Anna Dangerfield, another audience member, agreed.
“I thought it was very interesting and very educational, and I enjoyed it,” she said. “I didn’t know that much about Robert Smalls, and I found out a lot about him. I have family and friends in the Low country.
There was no charge for Sweeper’s performance, which was titled “Robert Smalls, From Slavery to Congress.” The Friends of the Aiken County Public Library funded the presentation.
Dede Biles is a general assignment reporter for the Aiken Standard and has been with the newspaper since January 2013. A native of Concord, N.C., she graduated from the University of North Carolina at Chapel Hill.
ARKANSAS — Lafayette County to Get Civil War Marker
An Arkansas Civil War Sesquicentennial Historical Marker will be erected in Lafayette County, a state commission overseeing the program announced.
The Arkansas Civil War Sesquicentennial Commission works with local partners to tell stories of how the Civil War affected communities in Arkansas. The sesquicentennial period ends this year.

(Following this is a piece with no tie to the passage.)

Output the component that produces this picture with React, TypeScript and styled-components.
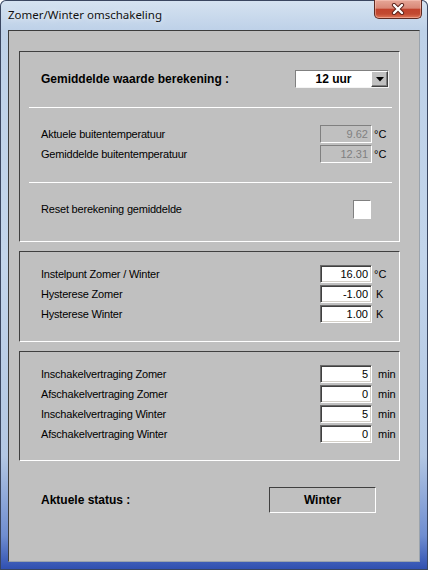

The Lafayette County marker, sponsored by the Lewisville Lions Club, is to be placed at a roadside picnic area on Arkansas 29 north of Lewisville. The marker will commemorate Civil War activities in Lafayette County and the black legislators who represented the county during Reconstruction.
The commission’s marker program has approved 122 markers in 67 of the state’s 75 counties. Applications and more information on the commission’s activities and other sesquicentennial events are available at the commission’s website arkansascivilwar150.com.arkansascivilwar150.com.